The David class action comes on the heels of a somewhat similar suit filed against Poppi in 2024. The better-for-you soda brand was hit with a class-action lawsuit in California by customers, who claimed its label falsely promoted the prebiotic fiber dose as a gut health benefit. Last year, Poppi settled the class action for $8.9 million. The company has also since moved away from the gut health positioning on its labels.
There is indeed evidence that class action filings against food and beverage brands’ label claims have increased this decade. These types of suits reportedly hit a 10-year high in 2021 and jumped by more than 58% between 2023 and 2024, per tracking by law firm Perkins Coie.
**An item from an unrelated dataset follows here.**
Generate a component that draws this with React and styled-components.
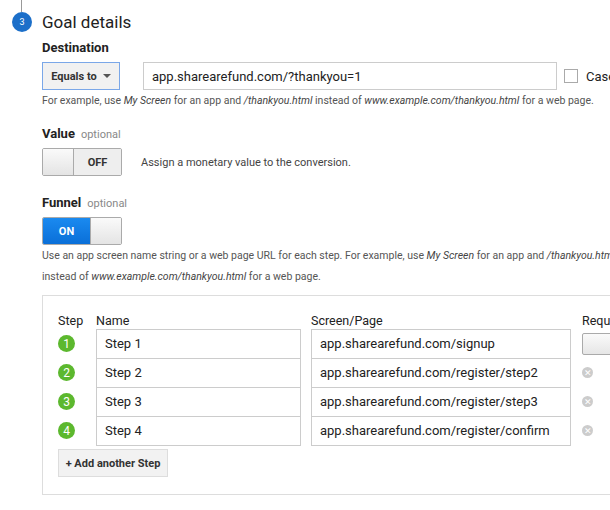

Why brands’ health claims are facing greater scrutiny
Donnelly McDowell is a partner at Kelley Drye who advises companies on FDA and consumer protection risks.
McDowell told Modern Retail that health and nutrition claims, along with related marketing campaigns, have been an active source of litigation and enforcement for many years. “The politicization of these issues recently has increased attention,” he said. That has also changed the way that lawyers and regulators are approaching and talking about these issues.
“There is also a whole new set of legislators and regulators that are taking a more active role at the state level,” McDowell said. He added that, historically, it would have been unlikely for a red state’s Attorney General to view these issues through a broader UDAP (Unfair or Deceptive Acts or Practices) lens. “But we’re now seeing investigations and enforcement from both red and blue states on top of the longstanding private litigation,” he said.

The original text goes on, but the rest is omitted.